Алексей Н. Толстой — один из немногих русских писателей XX века, кто не боялся признаваться в нелюбви к Чехову.
«Чехов с усмешечкой мягко брал читателя за руку, вёл в мещанский закоулок и предлагал побеседовать с неким господином в подтяжках. Беседа о чём? Да ни о чём, — о мелких гадостях, о серенькой тоске, о слабом человечке… Чехов смешил, читатель хихикал, а в общем хотелось повеситься на этих подтяжках» (1928).
Там же, хотя и в другом тоне: «Медленно собиралась мировая гроза. Эта переходная эпоха породила безнадёжную лирику и мягкую иронию Чехова. Солнце, казалось, остановилось над миром. В литературе было или пережёвывание наследства великих писателей, или, как у Чехова, — звенящая сладко безнадёжная грусть».

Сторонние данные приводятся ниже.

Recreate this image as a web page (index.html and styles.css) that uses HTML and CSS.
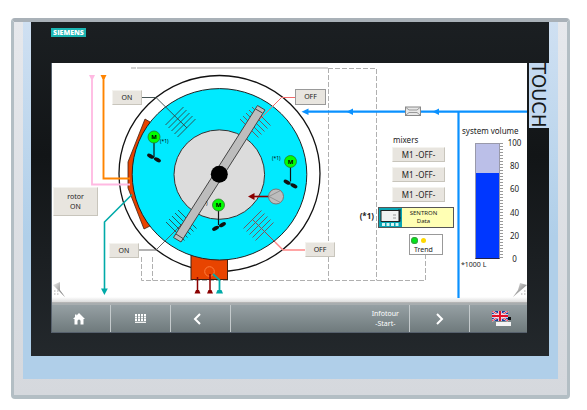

Что оценки искренни, для меня несомненно — А. Н., особенно в те годы, желал карнавала в литературе, хотя бы и в трагических масках. Недаром он ещё в эмиграции воспел мечты Миши Бальзаминова, воображающего себя высоким блондином в голубом плаще, как символ сути театра. Уж, конечно, не чеховского.
Чехов для него — прочитанная книга, к которой не хочется возвращаться: «Мопассан умер, Виктор Гюго — жив, Чехов выцвел, как акварель, Гоголь бьёт неиссякаемым, горячим ключом жизни» (1924).

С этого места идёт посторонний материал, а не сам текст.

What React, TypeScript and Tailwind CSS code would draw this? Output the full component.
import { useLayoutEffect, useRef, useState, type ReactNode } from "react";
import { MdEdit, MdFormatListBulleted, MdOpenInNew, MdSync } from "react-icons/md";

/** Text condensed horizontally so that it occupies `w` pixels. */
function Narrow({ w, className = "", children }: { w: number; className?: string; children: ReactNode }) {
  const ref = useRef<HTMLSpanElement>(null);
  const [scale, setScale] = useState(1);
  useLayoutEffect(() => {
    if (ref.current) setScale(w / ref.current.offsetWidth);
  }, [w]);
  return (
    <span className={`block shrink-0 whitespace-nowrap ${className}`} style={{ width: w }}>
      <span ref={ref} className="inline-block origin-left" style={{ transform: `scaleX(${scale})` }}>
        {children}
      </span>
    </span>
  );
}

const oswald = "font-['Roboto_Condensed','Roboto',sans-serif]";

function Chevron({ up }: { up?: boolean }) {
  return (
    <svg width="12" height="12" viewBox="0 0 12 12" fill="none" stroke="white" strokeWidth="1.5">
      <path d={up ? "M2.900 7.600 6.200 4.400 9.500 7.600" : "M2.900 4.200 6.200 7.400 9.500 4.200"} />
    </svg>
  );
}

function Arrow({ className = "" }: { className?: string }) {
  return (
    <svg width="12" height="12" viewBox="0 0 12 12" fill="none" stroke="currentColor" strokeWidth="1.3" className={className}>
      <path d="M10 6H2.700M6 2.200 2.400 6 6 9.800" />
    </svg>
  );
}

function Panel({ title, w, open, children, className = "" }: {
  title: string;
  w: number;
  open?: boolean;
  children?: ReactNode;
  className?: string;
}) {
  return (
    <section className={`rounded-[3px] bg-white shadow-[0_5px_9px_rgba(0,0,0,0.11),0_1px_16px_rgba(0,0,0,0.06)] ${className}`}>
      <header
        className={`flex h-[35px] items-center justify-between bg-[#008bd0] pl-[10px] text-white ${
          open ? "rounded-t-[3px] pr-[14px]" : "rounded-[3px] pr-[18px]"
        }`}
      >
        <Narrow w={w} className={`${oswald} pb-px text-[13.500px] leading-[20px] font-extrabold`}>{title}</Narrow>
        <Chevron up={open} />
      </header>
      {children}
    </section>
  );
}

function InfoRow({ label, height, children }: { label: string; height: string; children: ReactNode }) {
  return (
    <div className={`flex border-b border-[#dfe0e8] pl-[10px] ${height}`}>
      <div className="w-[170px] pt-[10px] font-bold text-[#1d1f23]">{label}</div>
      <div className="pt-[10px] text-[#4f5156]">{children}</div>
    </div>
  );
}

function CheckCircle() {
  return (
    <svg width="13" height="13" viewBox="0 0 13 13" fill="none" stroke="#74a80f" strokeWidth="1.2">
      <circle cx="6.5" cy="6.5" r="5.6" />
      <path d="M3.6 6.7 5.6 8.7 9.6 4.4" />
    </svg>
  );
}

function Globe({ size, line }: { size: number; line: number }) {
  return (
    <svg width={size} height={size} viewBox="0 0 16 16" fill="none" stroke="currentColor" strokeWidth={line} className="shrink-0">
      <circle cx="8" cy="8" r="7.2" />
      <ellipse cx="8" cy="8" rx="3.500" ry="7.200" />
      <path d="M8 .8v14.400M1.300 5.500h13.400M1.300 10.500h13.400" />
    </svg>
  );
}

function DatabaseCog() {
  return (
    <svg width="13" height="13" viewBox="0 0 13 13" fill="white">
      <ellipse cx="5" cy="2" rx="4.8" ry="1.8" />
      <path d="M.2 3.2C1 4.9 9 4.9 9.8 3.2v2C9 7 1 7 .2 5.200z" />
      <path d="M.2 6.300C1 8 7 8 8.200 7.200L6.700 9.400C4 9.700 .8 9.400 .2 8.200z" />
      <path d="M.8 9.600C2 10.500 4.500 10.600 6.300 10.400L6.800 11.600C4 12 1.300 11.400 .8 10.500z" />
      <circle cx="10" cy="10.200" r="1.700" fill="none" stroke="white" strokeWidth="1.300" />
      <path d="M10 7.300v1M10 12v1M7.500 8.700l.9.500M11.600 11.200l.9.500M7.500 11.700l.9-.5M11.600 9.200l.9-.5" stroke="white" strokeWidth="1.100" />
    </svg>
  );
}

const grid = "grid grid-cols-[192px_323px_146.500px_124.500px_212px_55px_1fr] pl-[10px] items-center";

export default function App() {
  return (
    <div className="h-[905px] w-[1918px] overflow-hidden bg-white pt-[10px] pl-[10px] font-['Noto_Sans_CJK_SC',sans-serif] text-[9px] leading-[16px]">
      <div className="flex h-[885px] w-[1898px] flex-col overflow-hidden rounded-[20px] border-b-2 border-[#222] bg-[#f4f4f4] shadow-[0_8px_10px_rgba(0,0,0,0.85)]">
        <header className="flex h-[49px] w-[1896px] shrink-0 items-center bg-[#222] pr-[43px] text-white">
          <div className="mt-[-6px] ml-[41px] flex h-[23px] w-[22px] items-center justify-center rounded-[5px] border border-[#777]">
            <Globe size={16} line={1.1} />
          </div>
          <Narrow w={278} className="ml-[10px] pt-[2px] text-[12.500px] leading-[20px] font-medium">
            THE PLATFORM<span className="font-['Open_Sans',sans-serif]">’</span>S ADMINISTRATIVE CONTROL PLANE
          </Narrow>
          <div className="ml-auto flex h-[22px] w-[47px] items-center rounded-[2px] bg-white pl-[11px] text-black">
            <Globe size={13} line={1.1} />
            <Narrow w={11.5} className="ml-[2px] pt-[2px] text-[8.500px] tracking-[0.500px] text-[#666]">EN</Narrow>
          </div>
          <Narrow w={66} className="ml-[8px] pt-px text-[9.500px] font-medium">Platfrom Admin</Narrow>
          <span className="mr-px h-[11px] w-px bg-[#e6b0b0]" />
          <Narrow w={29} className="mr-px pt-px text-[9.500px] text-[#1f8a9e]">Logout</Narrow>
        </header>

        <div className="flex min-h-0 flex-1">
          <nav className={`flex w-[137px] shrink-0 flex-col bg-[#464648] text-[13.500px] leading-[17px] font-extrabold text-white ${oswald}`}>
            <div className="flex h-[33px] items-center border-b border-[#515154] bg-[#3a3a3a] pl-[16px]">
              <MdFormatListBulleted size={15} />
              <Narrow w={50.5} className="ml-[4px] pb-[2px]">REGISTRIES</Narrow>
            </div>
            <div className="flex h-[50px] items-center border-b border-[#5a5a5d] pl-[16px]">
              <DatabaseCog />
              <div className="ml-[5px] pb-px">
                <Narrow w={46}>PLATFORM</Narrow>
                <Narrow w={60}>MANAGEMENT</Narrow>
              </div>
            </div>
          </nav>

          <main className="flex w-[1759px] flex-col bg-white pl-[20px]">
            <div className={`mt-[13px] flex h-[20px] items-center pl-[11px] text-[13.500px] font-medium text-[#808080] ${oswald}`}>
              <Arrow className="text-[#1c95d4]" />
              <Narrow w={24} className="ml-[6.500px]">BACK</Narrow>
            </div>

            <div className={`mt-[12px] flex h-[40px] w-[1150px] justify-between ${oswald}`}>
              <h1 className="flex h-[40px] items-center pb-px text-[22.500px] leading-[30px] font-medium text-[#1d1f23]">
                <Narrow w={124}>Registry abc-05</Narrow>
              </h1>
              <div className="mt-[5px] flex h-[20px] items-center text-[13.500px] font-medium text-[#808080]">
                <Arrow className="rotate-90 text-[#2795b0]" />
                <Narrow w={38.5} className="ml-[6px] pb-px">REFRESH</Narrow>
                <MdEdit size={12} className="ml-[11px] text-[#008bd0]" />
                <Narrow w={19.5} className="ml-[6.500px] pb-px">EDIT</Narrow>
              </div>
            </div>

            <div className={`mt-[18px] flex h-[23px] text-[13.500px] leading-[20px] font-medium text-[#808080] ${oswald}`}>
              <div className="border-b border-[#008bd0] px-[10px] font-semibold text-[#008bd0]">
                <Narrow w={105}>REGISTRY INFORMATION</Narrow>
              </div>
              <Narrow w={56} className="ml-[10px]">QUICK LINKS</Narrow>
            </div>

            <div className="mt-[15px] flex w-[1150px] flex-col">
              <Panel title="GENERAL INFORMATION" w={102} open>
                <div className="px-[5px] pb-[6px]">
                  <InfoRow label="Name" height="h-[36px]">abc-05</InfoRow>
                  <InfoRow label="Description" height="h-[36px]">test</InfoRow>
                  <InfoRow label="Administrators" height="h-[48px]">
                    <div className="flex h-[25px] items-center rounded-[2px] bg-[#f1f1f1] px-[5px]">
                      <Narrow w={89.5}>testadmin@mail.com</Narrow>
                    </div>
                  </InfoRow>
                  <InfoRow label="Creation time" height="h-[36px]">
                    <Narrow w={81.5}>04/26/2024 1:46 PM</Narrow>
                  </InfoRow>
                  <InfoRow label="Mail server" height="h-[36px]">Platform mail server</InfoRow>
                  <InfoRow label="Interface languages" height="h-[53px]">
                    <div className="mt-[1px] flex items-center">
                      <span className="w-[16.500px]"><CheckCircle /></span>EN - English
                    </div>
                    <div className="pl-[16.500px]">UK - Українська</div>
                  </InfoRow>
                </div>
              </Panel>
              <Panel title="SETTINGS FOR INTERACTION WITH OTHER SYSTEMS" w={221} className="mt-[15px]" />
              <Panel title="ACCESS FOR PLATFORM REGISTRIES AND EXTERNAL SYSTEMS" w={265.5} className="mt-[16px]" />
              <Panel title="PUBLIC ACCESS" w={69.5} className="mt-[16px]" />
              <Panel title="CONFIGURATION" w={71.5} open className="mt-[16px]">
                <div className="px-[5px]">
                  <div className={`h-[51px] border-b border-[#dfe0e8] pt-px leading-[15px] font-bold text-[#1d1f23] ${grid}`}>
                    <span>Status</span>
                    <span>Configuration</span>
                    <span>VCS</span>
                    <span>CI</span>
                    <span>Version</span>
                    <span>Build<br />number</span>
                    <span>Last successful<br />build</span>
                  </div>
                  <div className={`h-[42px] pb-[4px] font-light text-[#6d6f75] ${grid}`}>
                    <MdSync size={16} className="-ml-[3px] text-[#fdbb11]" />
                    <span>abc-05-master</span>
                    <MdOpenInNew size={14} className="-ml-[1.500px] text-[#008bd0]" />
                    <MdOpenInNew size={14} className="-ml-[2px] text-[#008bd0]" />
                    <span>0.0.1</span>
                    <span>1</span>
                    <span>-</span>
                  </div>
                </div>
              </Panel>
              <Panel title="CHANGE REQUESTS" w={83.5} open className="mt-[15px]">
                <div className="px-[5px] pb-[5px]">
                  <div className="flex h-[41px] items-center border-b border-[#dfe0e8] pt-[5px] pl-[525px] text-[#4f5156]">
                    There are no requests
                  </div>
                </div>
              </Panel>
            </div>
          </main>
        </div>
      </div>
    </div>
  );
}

Это всё статьи, но вот в частном письме: «Чехов — не искусство, он прекрасная манера, но ещё не искусство» (1935).
Манера — это, конечно, стиль, а с тем, что Чехов — это стиль, трудно спорить, интонация, особенно у позднего Чехова, владела повествованием, мелодия определяла смысл. Но что значит «ещё не искусство»? Словно какая-то ступень, за которой следует более высокая?
Суть же в том, что праздничному, напоказ шумному демонстратору шуток и ужасов, ловких фокусов и трансформаций Алексею Николаевичу техника акварели действительно была чужда и даже враждебна. Тут не было неискренности или стремления потрясти пьедестал (оно вообще ему было несвойственно). Тут было личное отношение к Чехову.

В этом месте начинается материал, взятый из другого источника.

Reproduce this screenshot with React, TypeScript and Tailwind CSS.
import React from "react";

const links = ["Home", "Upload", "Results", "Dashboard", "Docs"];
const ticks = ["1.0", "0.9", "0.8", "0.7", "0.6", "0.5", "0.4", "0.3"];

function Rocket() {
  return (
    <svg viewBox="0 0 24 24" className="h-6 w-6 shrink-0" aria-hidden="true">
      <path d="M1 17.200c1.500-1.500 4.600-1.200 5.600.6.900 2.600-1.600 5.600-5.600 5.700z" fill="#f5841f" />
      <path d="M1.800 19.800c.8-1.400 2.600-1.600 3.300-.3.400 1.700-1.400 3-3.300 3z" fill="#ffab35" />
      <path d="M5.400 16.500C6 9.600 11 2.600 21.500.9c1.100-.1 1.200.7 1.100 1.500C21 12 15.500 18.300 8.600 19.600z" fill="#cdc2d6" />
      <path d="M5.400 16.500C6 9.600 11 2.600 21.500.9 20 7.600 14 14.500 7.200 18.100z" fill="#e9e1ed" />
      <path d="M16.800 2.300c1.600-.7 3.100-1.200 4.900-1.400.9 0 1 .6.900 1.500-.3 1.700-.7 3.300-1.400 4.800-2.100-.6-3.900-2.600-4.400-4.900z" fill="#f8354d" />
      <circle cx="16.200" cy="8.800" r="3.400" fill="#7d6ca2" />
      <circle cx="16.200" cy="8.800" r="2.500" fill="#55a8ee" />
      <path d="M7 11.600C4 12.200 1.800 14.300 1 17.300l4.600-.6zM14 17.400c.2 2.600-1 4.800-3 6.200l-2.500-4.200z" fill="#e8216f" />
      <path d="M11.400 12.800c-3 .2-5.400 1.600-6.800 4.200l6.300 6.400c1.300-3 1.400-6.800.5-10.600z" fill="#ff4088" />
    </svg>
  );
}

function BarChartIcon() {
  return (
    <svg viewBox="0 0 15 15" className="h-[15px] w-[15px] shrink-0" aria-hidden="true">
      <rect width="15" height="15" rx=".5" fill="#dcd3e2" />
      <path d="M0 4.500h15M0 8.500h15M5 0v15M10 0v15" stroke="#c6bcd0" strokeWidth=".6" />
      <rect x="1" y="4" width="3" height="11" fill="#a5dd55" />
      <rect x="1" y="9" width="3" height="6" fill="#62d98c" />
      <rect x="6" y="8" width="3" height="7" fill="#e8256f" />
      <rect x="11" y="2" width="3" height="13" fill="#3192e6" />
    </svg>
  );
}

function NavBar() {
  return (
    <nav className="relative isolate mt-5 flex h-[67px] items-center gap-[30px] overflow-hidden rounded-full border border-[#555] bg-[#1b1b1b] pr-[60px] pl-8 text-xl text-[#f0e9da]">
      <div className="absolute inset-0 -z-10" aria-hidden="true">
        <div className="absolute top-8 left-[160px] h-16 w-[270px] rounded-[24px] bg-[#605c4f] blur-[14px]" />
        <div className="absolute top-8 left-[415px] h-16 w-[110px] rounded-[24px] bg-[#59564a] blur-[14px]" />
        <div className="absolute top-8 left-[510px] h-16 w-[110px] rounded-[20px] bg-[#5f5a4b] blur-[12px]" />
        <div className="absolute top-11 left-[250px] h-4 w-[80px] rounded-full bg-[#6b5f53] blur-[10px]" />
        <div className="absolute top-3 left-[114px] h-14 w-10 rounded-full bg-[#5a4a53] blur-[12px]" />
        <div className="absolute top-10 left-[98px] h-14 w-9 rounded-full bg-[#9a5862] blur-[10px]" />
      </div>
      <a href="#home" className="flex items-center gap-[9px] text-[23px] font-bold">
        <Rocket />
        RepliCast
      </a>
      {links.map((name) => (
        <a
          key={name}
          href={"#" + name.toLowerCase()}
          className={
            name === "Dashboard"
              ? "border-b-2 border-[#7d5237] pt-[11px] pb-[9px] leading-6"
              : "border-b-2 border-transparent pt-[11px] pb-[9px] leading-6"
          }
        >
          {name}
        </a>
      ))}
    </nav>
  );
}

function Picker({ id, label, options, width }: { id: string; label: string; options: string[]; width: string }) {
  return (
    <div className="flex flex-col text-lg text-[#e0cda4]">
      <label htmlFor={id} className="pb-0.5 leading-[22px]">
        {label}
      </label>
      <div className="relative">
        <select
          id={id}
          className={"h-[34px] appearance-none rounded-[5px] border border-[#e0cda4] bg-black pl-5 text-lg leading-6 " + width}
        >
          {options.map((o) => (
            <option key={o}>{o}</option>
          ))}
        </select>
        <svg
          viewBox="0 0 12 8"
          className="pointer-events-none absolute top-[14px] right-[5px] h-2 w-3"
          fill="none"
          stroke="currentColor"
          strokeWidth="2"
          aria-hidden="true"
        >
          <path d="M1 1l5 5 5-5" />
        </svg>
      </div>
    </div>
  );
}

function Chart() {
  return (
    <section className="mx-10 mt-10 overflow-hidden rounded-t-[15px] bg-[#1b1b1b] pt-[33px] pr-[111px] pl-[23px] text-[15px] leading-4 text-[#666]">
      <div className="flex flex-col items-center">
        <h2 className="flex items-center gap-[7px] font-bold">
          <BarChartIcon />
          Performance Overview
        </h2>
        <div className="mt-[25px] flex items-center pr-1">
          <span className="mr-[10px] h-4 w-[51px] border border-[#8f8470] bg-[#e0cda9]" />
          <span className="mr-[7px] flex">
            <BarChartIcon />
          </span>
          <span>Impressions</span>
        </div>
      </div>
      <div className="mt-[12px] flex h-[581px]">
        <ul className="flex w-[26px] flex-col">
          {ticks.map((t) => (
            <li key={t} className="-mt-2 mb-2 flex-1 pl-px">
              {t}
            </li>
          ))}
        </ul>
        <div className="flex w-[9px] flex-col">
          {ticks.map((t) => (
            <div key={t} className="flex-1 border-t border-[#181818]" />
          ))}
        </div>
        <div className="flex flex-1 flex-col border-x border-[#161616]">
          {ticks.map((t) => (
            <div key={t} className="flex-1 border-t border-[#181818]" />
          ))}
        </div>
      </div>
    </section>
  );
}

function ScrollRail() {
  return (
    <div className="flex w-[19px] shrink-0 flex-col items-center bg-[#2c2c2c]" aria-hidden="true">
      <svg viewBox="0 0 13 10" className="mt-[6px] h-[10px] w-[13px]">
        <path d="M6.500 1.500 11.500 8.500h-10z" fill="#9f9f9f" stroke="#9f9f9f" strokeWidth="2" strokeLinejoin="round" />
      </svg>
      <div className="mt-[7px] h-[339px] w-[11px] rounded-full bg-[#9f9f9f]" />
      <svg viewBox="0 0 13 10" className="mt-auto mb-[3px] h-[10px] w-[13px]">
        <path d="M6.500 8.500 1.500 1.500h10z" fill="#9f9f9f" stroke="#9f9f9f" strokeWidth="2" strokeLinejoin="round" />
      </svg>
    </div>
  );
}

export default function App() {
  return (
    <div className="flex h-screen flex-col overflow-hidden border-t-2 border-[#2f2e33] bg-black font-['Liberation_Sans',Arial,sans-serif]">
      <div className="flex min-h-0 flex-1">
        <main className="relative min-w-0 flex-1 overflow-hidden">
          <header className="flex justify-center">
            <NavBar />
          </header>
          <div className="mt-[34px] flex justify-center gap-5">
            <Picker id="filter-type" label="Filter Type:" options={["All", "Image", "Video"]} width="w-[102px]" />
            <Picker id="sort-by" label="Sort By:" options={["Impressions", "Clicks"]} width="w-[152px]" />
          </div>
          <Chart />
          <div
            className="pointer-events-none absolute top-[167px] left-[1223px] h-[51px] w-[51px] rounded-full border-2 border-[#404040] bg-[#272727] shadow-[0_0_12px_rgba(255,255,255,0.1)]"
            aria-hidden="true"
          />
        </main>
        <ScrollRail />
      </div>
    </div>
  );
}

Почему я привлёк сюда одиозное имя красного графа? По-моему, лучше его, в данном случае, прямота, чем использование Чехова в виде ритуальной фигуры «великого спутника», как у Федина, Леонова и многих других современников Ал. Толстого. Леонов и Федин талантливые писатели, но из целых томов их литературной критики собственные (личные) наблюдения, оценки и суждения извлечь можно лишь редкими крупицами.
«Так вот почему не спится чеховским профессорам: в ночи раздаётся зов народа и грозная, мучительная совесть пробуждается в русском человеке. Всё более широкие пласты родной земли приходят в движение, и под окном возникает мелодия набатной песни: “На бой кровавый, святой и правый, марш, марш вперёд…”.
Вот откуда шла жгучая тоска нашего любимого писателя. Близился рассвет в России, и было страшно не дожить до этого желанного часа» (Леонид Леонов, 1944).
«…с болью и горечью обличая ленивую, косную, несчастную Россию царских времён, Чехов ясно видел в своём народе здоровых, трудолюбивых, смелых людей и в них находил постоянную опору своему убеждению, что русская жизнь непременно станет прекрасной и счастливой.
Она стала такой. Великий Октябрь превратил нас в новых людей, былую Россию — в новую страну социализма, строящую коммунистическое общество будущего» (Константин Федин, 1944–1960).
Не доживший до их малопочтенной старости «Алёшка» оставил после себя не аккуратный корпус высказываний, а вороха статей, бесед, рецензий, где, как в нём самом, плотно перемешались талант и расчёт, запальчивость и приспособленчество, размах и подлость, в живом, а не засушенном для хранения в гербарии советской классики состоянии.